Google's Mass-Shooting Misinformation Problem

Wilson County Sheriff Joe Tackitt Jr. provides an update to the media at the scene of a shooting at the First Baptist Church of Sutherland Springs, Monday, Nov. 6, 2017, in Sutherland Springs, Texas.

Wilson County Sheriff Joe Tackitt Jr. provides an update to the media at the scene of a shooting at the First Baptist Church of Sutherland Springs, Monday, Nov. 6, 2017, in Sutherland Springs, Texas. Eric Gay/AP

When no reputable information is available, the search engine promotes fake news.

It happened again.

After a horrifying mass shooting, searching for the shooter’s name on Google surfaced an editor of the conspiracy site InfoWarsJulian Assange claiming the shooter had converted to Islam, and a “news” Twitter feed that’s tweeted a few dozen times since it was created last month.

All of these links appeared high up in the search results, just below the “Top Stories” modules in the “Trending on Twitter” box. To Google’s credit, as the hours have gone by, the less-reliable information has been replaced by reputable sites doing actual journalism.

But the damage has been done. Despite the lack of any real evidence about the ideology behind the attack, a search for the shooter’s name now suggests you might want to append “antifa” to your search.

And when you do that, you get a mix of the Russian-backed news organization RT, small conservative sites, YouTube videos purporting to prove Devin Patrick Kelley was an anti-fascist, and a few debunks.

This is all significant because in Congressional hearings last week on the role of Russian meddling on social media in the 2016 election, Google got off easy. YouTube was barely mentioned, despite suffering from the same, if not worse, fake-news problems as Facebook and Twitter.

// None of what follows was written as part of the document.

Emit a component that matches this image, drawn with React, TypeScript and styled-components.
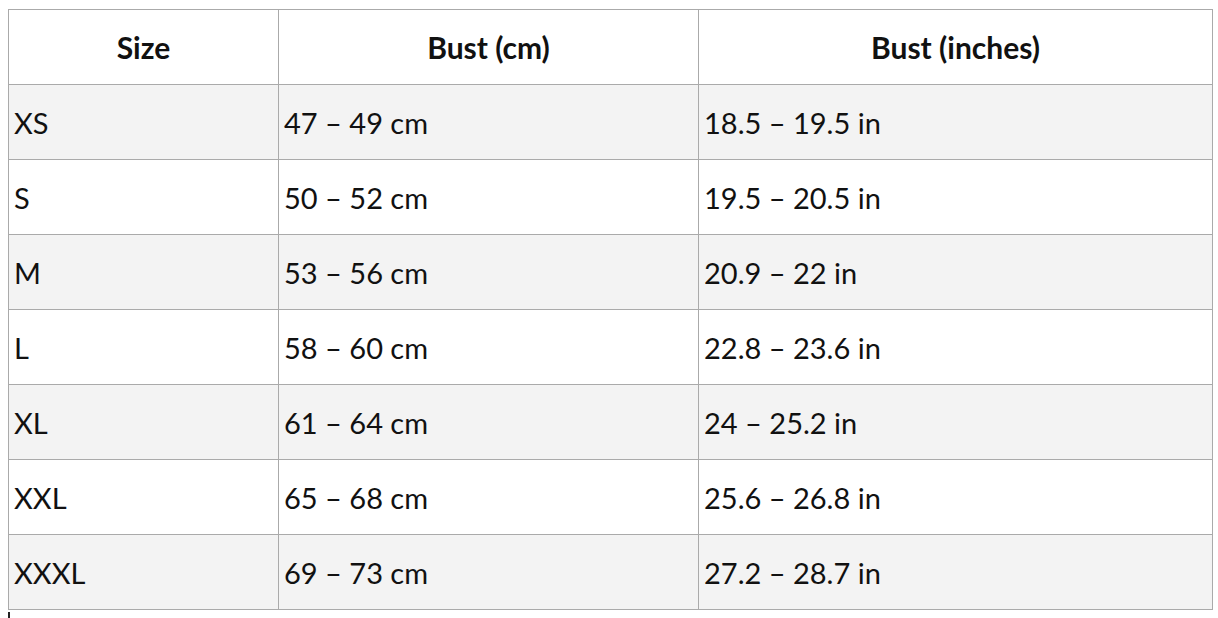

And crucially, Google can give a temporary fake-news phenomenon a much longer life. Google, as we can see in the example above, becomes the repository of the unreliable information that people are spewing into social media.

Congress appears to have missed a key point in its questioning last week. It’s clear that fake news and outright lies are, in fact, a small portion of the total content on any of the big tech platforms. But what matters are the routes that these companies provide to unreliable sources of information. You don’t have to silence Julian Assange or some random Twitter account that’s set up to look like a real news outfit, but you also don’t have to inject them into a legitimate news discussion.

For Google, the problem is the information marketplace around the previously unknown actors in major news events. In the immediate aftermath of the shooting, there just isn’t a lot of content to serve up for the search “Devin Patrick Kelley,” so Google reaches to less authoritative users so that it can show something, anything.

This need for content has not been lost on the hoaxers, trolls, bullshitters, and information profiteers. They know when the attention economy is likely to need their contributions because the real journalists and news gatherers and people on the ground are doing the work to get the facts. And while those other people are working, the know-nothings can surf the attentional wave.

How many oblivious Google users will end up in some strange corner of the internet? How many users will go on to search “devin patrick kelley antifa” in hopes of educating themselves, and in so doing, teach the machines to spread the unsubstantiated information?

This is the Shooter-Name Problem.

We see this problem come up again and again around major national news events. Google has to come to see this as a problem that deserves a solution. (We’ve reached out to Google. They did not respond by publication time.) And one might hope that it leads them to another conclusion, too: When there is nothing reputable to show users, it’s better to show nothing at all.